The support if IS in Syria, the increase opposition to aIrab, the intervention in Yeman, the execution of the Shiite religious leader, all show what any third generation does as the second generation dies off, they are better at attacking the enemy then other third generation members. We saw this with The Russian Intervention into Afghanistan in 1979, we are seeing it in Syria, Yemen and the eastern coasts region is Arabia, where both the oil is AND where the Shiites of Arabia are located.

The present king of Arabia is in his 80s, his action appear more to help his children win the fight to rule Arabia after he is gone. Thus the infighting.

Please remember the King of Arabia is selected by the male members of the ruling house, the House of Saud. It is NOT father to son, but which male member has the most support smong all of the males member of that house. Since 1952, succession has been from brother to brother, but they are running out of brothers.

In the 1980s you had one elderly senior Soviet succeeding another senior Soviet leader, till Gorbachev was selected. The last few kings of Arabia have almost followedcthe same pattern, sooner or later the third generation will tske over. The real question will it lead to instabilty as other branches ofvthe family try to undo the election by force of arms, OR will the infighting just intensified as what happened under Gorbachev. Will some one try a coup or will the new leader be brutal enough to stay in power. The invasion of Yemen appears to be driven by interal House of Saud politics notany real military reason. The same with the support if IS and suppression of the Shiites.

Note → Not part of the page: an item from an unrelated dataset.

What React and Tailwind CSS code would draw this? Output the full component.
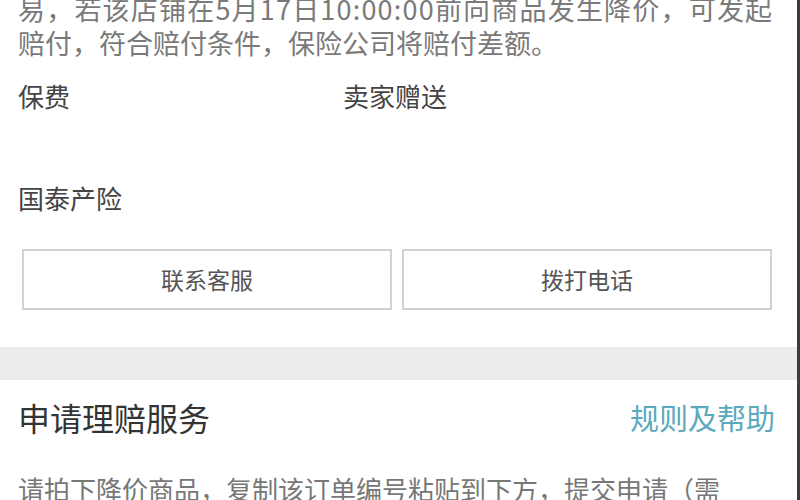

Arabia right now is a mess and will get worse, the only real question is how it will get worse and how will that affect Arabian oil exports.

Gregorian

(23,867 posts)
4. A lot of very interesting information there.
Tue Jan 19, 2016, 08:08 PM
Jan 2016

Another thing is how Aramco is talking of an IPO. It make no sense at all. You really have a knowledge of history. Not my specialty at all, but this stuff is really important. I never would have expected to see prices the way they are for any reason.